**Exercise description**
Without the pictures, set down every line of the data exactly.

**Recorded data**
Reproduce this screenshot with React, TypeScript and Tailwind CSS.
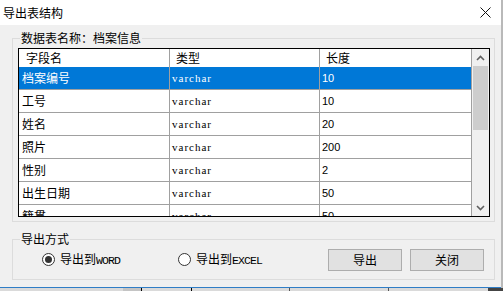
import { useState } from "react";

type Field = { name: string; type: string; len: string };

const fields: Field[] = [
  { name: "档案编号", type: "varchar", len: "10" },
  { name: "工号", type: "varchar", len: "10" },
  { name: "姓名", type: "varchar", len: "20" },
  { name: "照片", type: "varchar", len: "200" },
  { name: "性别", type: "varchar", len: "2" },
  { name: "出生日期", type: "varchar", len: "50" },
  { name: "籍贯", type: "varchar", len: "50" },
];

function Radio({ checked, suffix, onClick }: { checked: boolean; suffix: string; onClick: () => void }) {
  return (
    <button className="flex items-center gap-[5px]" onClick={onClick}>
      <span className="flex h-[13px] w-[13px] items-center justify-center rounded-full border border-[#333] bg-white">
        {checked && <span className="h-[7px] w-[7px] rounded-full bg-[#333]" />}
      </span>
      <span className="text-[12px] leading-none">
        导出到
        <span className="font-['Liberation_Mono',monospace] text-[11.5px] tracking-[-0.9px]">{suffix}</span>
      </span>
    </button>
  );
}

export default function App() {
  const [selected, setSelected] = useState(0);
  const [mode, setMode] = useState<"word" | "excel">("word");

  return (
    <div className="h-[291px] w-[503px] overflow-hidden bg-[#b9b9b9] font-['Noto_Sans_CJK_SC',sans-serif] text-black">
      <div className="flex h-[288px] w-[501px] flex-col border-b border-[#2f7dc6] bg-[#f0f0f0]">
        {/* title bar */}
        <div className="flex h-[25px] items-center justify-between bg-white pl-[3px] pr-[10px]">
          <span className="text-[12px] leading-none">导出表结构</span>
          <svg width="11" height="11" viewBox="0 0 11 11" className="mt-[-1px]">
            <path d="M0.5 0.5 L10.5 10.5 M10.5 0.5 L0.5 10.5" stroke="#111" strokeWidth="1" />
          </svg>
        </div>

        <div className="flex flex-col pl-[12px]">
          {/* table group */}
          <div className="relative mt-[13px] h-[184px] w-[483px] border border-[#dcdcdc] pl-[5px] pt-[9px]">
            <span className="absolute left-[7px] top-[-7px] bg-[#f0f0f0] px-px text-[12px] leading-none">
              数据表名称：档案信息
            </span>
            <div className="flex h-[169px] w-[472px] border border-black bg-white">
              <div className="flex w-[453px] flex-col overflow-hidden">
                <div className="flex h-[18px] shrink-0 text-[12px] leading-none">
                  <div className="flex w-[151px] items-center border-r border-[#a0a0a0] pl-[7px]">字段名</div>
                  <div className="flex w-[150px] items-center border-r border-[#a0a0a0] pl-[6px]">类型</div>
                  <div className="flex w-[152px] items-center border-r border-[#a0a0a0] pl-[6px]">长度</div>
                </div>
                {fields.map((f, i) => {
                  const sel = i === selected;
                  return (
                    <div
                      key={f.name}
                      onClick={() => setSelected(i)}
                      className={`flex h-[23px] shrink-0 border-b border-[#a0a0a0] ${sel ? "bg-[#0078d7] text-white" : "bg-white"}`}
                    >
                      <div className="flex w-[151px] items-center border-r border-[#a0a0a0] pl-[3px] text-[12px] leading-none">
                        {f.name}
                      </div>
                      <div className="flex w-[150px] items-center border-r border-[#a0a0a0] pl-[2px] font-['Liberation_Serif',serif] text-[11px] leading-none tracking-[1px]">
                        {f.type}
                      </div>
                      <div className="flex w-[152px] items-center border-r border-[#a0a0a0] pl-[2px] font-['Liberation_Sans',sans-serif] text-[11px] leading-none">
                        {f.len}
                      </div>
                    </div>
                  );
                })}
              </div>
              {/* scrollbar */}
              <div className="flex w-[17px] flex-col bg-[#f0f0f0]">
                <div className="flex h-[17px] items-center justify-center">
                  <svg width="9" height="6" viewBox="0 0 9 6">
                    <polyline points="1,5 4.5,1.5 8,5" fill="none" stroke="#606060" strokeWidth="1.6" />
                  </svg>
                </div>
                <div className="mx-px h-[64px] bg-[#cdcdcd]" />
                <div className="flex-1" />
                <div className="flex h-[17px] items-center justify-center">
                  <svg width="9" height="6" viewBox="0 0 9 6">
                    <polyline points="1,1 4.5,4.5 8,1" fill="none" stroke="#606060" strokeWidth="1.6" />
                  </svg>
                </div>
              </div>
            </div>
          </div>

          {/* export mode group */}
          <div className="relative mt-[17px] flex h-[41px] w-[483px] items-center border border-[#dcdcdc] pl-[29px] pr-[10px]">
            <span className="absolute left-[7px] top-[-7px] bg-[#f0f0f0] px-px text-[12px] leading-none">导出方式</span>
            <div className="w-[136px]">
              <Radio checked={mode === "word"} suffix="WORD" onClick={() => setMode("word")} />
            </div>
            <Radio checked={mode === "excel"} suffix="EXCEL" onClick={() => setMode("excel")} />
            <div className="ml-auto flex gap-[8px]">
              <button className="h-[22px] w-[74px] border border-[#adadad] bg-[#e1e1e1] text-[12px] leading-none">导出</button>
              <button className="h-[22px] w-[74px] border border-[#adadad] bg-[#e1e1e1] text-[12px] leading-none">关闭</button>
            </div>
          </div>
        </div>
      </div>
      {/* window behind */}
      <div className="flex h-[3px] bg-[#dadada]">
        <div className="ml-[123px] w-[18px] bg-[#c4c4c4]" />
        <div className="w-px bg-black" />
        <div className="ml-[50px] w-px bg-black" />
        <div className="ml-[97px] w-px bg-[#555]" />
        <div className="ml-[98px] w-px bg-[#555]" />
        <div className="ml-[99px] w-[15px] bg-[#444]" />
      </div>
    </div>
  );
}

**The output**
Reproduce this screenshot with React, TypeScript and Tailwind CSS.
import { useState } from "react";

type Field = { name: string; type: string; len: string };

const fields: Field[] = [
  { name: "档案编号", type: "varchar", len: "10" },
  { name: "工号", type: "varchar", len: "10" },
  { name: "姓名", type: "varchar", len: "20" },
  { name: "照片", type: "varchar", len: "200" },
  { name: "性别", type: "varchar", len: "2" },
  { name: "出生日期", type: "varchar", len: "50" },
  { name: "籍贯", type: "varchar", len: "50" },
];

function Radio({ checked, suffix, onClick }: { checked: boolean; suffix: string; onClick: () => void }) {
  return (
    <button className="flex items-center gap-[5px]" onClick={onClick}>
      <span className="flex h-[13px] w-[13px] items-center justify-center rounded-full border border-[#333] bg-white">
        {checked && <span className="h-[7px] w-[7px] rounded-full bg-[#333]" />}
      </span>
      <span className="text-[12px] leading-none">
        导出到
        <span className="font-['Liberation_Mono',monospace] text-[11.5px] tracking-[-0.9px]">{suffix}</span>
      </span>
    </button>
  );
}

export default function App() {
  const [selected, setSelected] = useState(0);
  const [mode, setMode] = useState<"word" | "excel">("word");

  return (
    <div className="h-[291px] w-[503px] overflow-hidden bg-[#b9b9b9] font-['Noto_Sans_CJK_SC',sans-serif] text-black">
      <div className="flex h-[288px] w-[501px] flex-col border-b border-[#2f7dc6] bg-[#f0f0f0]">
        {/* title bar */}
        <div className="flex h-[25px] items-center justify-between bg-white pl-[3px] pr-[10px]">
          <span className="text-[12px] leading-none">导出表结构</span>
          <svg width="11" height="11" viewBox="0 0 11 11" className="mt-[-1px]">
            <path d="M0.5 0.5 L10.5 10.5 M10.5 0.5 L0.5 10.5" stroke="#111" strokeWidth="1" />
          </svg>
        </div>

        <div className="flex flex-col pl-[12px]">
          {/* table group */}
          <div className="relative mt-[13px] h-[184px] w-[483px] border border-[#dcdcdc] pl-[5px] pt-[9px]">
            <span className="absolute left-[7px] top-[-7px] bg-[#f0f0f0] px-px text-[12px] leading-none">
              数据表名称：档案信息
            </span>
            <div className="flex h-[169px] w-[472px] border border-black bg-white">
              <div className="flex w-[453px] flex-col overflow-hidden">
                <div className="flex h-[18px] shrink-0 text-[12px] leading-none">
                  <div className="flex w-[151px] items-center border-r border-[#a0a0a0] pl-[7px]">字段名</div>
                  <div className="flex w-[150px] items-center border-r border-[#a0a0a0] pl-[6px]">类型</div>
                  <div className="flex w-[152px] items-center border-r border-[#a0a0a0] pl-[6px]">长度</div>
                </div>
                {fields.map((f, i) => {
                  const sel = i === selected;
                  return (
                    <div
                      key={f.name}
                      onClick={() => setSelected(i)}
                      className={`flex h-[23px] shrink-0 border-b border-[#a0a0a0] ${sel ? "bg-[#0078d7] text-white" : "bg-white"}`}
                    >
                      <div className="flex w-[151px] items-center border-r border-[#a0a0a0] pl-[3px] text-[12px] leading-none">
                        {f.name}
                      </div>
                      <div className="flex w-[150px] items-center border-r border-[#a0a0a0] pl-[2px] font-['Liberation_Serif',serif] text-[11px] leading-none tracking-[1px]">
                        {f.type}
                      </div>
                      <div className="flex w-[152px] items-center border-r border-[#a0a0a0] pl-[2px] font-['Liberation_Sans',sans-serif] text-[11px] leading-none">
                        {f.len}
                      </div>
                    </div>
                  );
                })}
              </div>
              {/* scrollbar */}
              <div className="flex w-[17px] flex-col bg-[#f0f0f0]">
                <div className="flex h-[17px] items-center justify-center">
                  <svg width="9" height="6" viewBox="0 0 9 6">
                    <polyline points="1,5 4.5,1.5 8,5" fill="none" stroke="#606060" strokeWidth="1.6" />
                  </svg>
                </div>
                <div className="mx-px h-[64px] bg-[#cdcdcd]" />
                <div className="flex-1" />
                <div className="flex h-[17px] items-center justify-center">
                  <svg width="9" height="6" viewBox="0 0 9 6">
                    <polyline points="1,1 4.5,4.5 8,1" fill="none" stroke="#606060" strokeWidth="1.6" />
                  </svg>
                </div>
              </div>
            </div>
          </div>

          {/* export mode group */}
          <div className="relative mt-[17px] flex h-[41px] w-[483px] items-center border border-[#dcdcdc] pl-[29px] pr-[10px]">
            <span className="absolute left-[7px] top-[-7px] bg-[#f0f0f0] px-px text-[12px] leading-none">导出方式</span>
            <div className="w-[136px]">
              <Radio checked={mode === "word"} suffix="WORD" onClick={() => setMode("word")} />
            </div>
            <Radio checked={mode === "excel"} suffix="EXCEL" onClick={() => setMode("excel")} />
            <div className="ml-auto flex gap-[8px]">
              <button className="h-[22px] w-[74px] border border-[#adadad] bg-[#e1e1e1] text-[12px] leading-none">导出</button>
              <button className="h-[22px] w-[74px] border border-[#adadad] bg-[#e1e1e1] text-[12px] leading-none">关闭</button>
            </div>
          </div>
        </div>
      </div>
      {/* window behind */}
      <div className="flex h-[3px] bg-[#dadada]">
        <div className="ml-[123px] w-[18px] bg-[#c4c4c4]" />
        <div className="w-px bg-black" />
        <div className="ml-[50px] w-px bg-black" />
        <div className="ml-[97px] w-px bg-[#555]" />
        <div className="ml-[98px] w-px bg-[#555]" />
        <div className="ml-[99px] w-[15px] bg-[#444]" />
      </div>
    </div>
  );
}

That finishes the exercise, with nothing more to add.